In the same spirit of collaboration, the lead-off panel later this morning will bring us esteemed friends from the multilateral financial institutions who will provide their views on growth and development finance in Africa and the role of their institutions. Of course, we are all more than disinterested observers of these institutions: we have ideas and hopes to share which might well lead to new actions. We are concerned with having strong net flows for Africa's development. There are issues of evolving partnerships which bring into question evolving conditionality.

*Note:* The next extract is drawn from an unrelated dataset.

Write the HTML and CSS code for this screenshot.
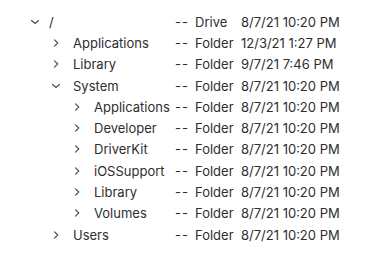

It is not too much to state that the whole future of the World Bank's IDA window depends upon the productivity and results of evolving partnerships with Africa.

Distinguished colleagues and guests,

I come to you as an optimist for Africa: optimistic about our basic course, about the dividends I see which will accrue to state performance, the private sector and civil society as states become more democratic and as economies open; optimistic about the course of African enterprise which I see increasingly operating in cross-border arrangements; optimistic about our social future as we learn to live together and invest in our children; and optimistic that with insight and dedication we can become an increasingly active participant in the commercial, financial, technologic, and informatics trends which characterize much of world affairs today.

This is the spirit in which I welcome you to a renewed Commission, at your service. Welcome to your new regional conference centre. And welcome to this truly auspicious meeting. No one will enjoy your deliberations more than I will. I wish you great success.

And now, those of you who know me, know that I cannot end without tapping our cultural roots with a proverb. This one is from Ethiopia. It is this: "A too modest man goes hungry". So let us be bold and prepare a banquet table for the future.